DATA =
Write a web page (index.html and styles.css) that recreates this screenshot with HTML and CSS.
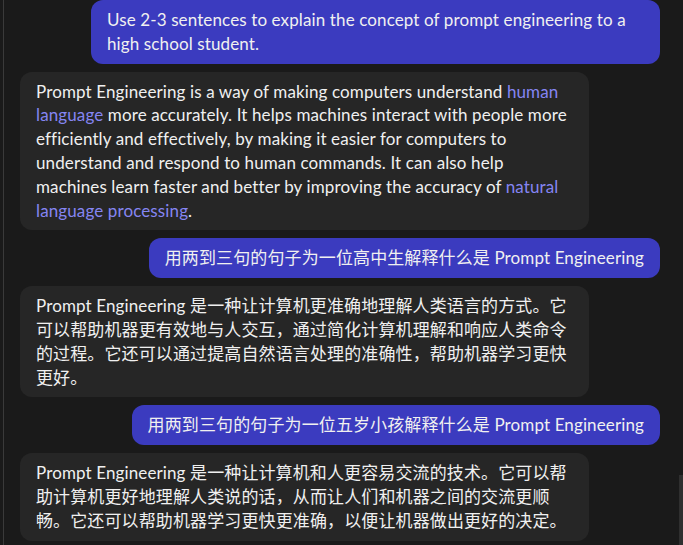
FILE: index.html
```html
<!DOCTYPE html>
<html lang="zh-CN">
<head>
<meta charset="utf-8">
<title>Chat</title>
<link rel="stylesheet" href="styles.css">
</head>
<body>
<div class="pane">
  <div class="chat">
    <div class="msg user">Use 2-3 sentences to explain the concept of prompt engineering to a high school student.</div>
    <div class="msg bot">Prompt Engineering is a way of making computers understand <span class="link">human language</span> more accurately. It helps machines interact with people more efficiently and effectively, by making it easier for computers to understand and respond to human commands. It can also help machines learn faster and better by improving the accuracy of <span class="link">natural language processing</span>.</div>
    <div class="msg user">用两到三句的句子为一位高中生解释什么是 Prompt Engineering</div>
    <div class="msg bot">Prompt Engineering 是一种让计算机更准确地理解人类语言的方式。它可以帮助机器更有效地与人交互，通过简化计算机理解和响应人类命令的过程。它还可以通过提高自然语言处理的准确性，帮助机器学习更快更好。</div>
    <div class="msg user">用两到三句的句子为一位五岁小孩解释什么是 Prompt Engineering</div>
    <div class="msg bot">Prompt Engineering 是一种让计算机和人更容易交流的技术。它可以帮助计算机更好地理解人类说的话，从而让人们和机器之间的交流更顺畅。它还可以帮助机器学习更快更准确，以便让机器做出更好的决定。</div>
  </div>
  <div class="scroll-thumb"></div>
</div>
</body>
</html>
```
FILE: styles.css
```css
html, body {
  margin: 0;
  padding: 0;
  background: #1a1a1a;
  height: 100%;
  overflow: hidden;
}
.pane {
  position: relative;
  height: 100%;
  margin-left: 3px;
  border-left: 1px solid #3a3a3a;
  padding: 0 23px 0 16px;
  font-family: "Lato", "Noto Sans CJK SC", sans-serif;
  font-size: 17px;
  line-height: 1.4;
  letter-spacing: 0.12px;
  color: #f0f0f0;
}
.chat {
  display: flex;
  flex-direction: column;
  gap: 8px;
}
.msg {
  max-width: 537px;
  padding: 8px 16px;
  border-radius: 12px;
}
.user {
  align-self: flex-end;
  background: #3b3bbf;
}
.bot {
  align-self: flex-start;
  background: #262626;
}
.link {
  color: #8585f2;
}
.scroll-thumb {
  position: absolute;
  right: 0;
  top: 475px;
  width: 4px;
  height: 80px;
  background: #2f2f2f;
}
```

OBJECTIVE = Your copy of the data above should match it exactly, except that pictures are left out.

OUTPUT FOR THIS EXERCISE =
Write a web page (index.html and styles.css) that recreates this screenshot with HTML and CSS.
FILE: index.html
```html
<!DOCTYPE html>
<html lang="zh-CN">
<head>
<meta charset="utf-8">
<title>Chat</title>
<link rel="stylesheet" href="styles.css">
</head>
<body>
<div class="pane">
  <div class="chat">
    <div class="msg user">Use 2-3 sentences to explain the concept of prompt engineering to a high school student.</div>
    <div class="msg bot">Prompt Engineering is a way of making computers understand <span class="link">human language</span> more accurately. It helps machines interact with people more efficiently and effectively, by making it easier for computers to understand and respond to human commands. It can also help machines learn faster and better by improving the accuracy of <span class="link">natural language processing</span>.</div>
    <div class="msg user">用两到三句的句子为一位高中生解释什么是 Prompt Engineering</div>
    <div class="msg bot">Prompt Engineering 是一种让计算机更准确地理解人类语言的方式。它可以帮助机器更有效地与人交互，通过简化计算机理解和响应人类命令的过程。它还可以通过提高自然语言处理的准确性，帮助机器学习更快更好。</div>
    <div class="msg user">用两到三句的句子为一位五岁小孩解释什么是 Prompt Engineering</div>
    <div class="msg bot">Prompt Engineering 是一种让计算机和人更容易交流的技术。它可以帮助计算机更好地理解人类说的话，从而让人们和机器之间的交流更顺畅。它还可以帮助机器学习更快更准确，以便让机器做出更好的决定。</div>
  </div>
  <div class="scroll-thumb"></div>
</div>
</body>
</html>
```
FILE: styles.css
```css
html, body {
  margin: 0;
  padding: 0;
  background: #1a1a1a;
  height: 100%;
  overflow: hidden;
}
.pane {
  position: relative;
  height: 100%;
  margin-left: 3px;
  border-left: 1px solid #3a3a3a;
  padding: 0 23px 0 16px;
  font-family: "Lato", "Noto Sans CJK SC", sans-serif;
  font-size: 17px;
  line-height: 1.4;
  letter-spacing: 0.12px;
  color: #f0f0f0;
}
.chat {
  display: flex;
  flex-direction: column;
  gap: 8px;
}
.msg {
  max-width: 537px;
  padding: 8px 16px;
  border-radius: 12px;
}
.user {
  align-self: flex-end;
  background: #3b3bbf;
}
.bot {
  align-self: flex-start;
  background: #262626;
}
.link {
  color: #8585f2;
}
.scroll-thumb {
  position: absolute;
  right: 0;
  top: 475px;
  width: 4px;
  height: 80px;
  background: #2f2f2f;
}
```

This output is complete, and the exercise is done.